We’re All Just Fodder

What Kate Middleton proved about the internet

A photograph of Kate Middleton wearing a leafy silver tiara, looking back at the camera over her left shoulder
Odd Andersen / AFP / Getty

It was always going to end this way. The truth about Kate Middleton’s absence is far less funny, whimsical, or salacious than the endless memes and conspiracy theories suggested. In a video recorded and broadcast by the BBC, the princess says she has cancer, and that she had retreated from the public eye to deal with her condition while attempting to shield her children from the spotlight. Instead, she had to contend with the internet giggling about whether she’d had a Brazilian butt lift. My colleague Helen Lewis summed it up succinctly this afternoon: “I Hope You All Feel Terrible Now.”

What is there to learn from such a sad situation? The internet is made up of people, yet its architecture abstracts this basic truth. As I wrote a few weeks ago, at the center of this months-long story was essentially “a sea of people having fun online because it is unclear whether a famous person is well or not.” Underneath the memes was always something a little bit gross and indefensible.

Perhaps humans are just wired this way—to gawk and gossip. There’s nothing new about hounding a member of the royal family or invading the privacy of a celebrity to sell tabloids or go viral. You don’t even have to be a scold about it: Famous people are wealthy and beloved at least in part because they’re fun to talk about. Exactly what we do and don’t know about their internal lives is part of the allure—the discourse comes with the territory, to a degree.

But Kate Middleton, of course, is a human too. During this saga, I kept thinking about the reappraisal of Britney Spears in 2021, as well as the backlash toward past media and tabloid coverage of her rise. A New York Times documentary dredged up old coverage of Spears from the mid-aughts, showing a young woman clearly in distress, being picked apart by glossy magazines. Her suffering became entertainment. The response to this film was swift; some of the people and institutions that had shamelessly delighted in her pain backtracked: Glamour publicly apologized to the pop star on its Instagram account, noting, “We are all to blame for what happened to Britney Spears.”

Contrast the Spears reckoning with the Middleton drama and, if you’re being generous, you can see some of that newfound attitude in the media. I was struck by Lewis’s observation that “Britain’s tabloid papers have shown remarkable restraint” throughout this mess. Progress, perhaps, but what’s also telling is that they didn’t really need to do the dirty work: Random people on the internet were doing it for them. They recklessly speculated, memed, and used their amateur sleuthing and networked faux expertise to concoct elaborate, semi-plausible explanations for her absence. Was Kate’s face actually Photoshopped from a Vogue spread? It wasn’t, but the conspiratorial tweet got 51.1 million views anyhow. Missing from much of the discourse was the idea that its main character was a person who was likely struggling. In essence, the internet democratized the tabloid experience, turning the rest of us into paparazzi and addled editors workshopping headlines and cover images—not to sell magazines, but to amass some kind of fleeting online popularity.

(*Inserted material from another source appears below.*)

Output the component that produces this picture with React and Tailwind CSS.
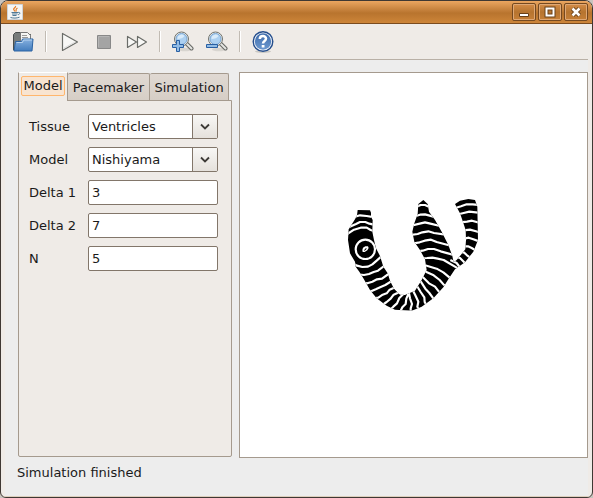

In my least charitable moments, I see this toxic dynamic as the lasting legacy of social media—a giant, metrics-infused experiment in connectivity that has had a flattening, pernicious effect. In 2021, I interviewed Elle Hunt, a journalist who’d tweeted an innocuous opinion about horror movies one evening and woke up to find she was trending on Twitter, her feeds choked with thousands of furious replies and threats. When I asked her to describe the experience of becoming Twitter’s main character for the day, she summed it up thusly: “You’re repurposed as fodder for content generation in a way that’s just so dehumanizing.” Three years later, these words resonate even stronger. What Hunt described to me then as “a platform failure,” feels to me now like a learned behavior of the internet, where people, famous and not, are repurposed as fodder for content generation.

The cycle repeats itself endlessly. This afternoon, the memes about Middleton shifted—from jokes about her whereabouts to jokes about how awful it was that everyone had been making fun of a cancer patient. Feeling bad about the memes tweets immediately became a meme unto themselves. Despite the tone shift, the reason for these posts is the same: They’re a way to take a person and repurpose their life for entertainment and engagement. If this sounds exhausting and depressing, it’s because it is.

But the internet is also too big to be one thing. Clicking through social media this afternoon, I saw dozens of heartfelt testimonials, apologies, and well-wishes for the princess. For a moment, from my perspective, it felt like watching a collective of people come to their senses. A recognition, perhaps, of the humanity of the person at the center of the maelstrom.


Then, only a few seconds later, I saw a different post. It was a screenshot from the blockchain platform Solana, where users can create their own cryptographic tokens for others to invest in. The name of the token in the screenshot is “kate wif cancer,” and its logo is a still of the princess sitting on a bench, taken from this afternoon’s video. The coin’s market cap briefly surpassed $120,000. Only six minutes later, the price had cratered—the result of a standard memecoin sell-off. An awful thing happened. Some people made a joke about it. Other people made some money. And then everyone moved on.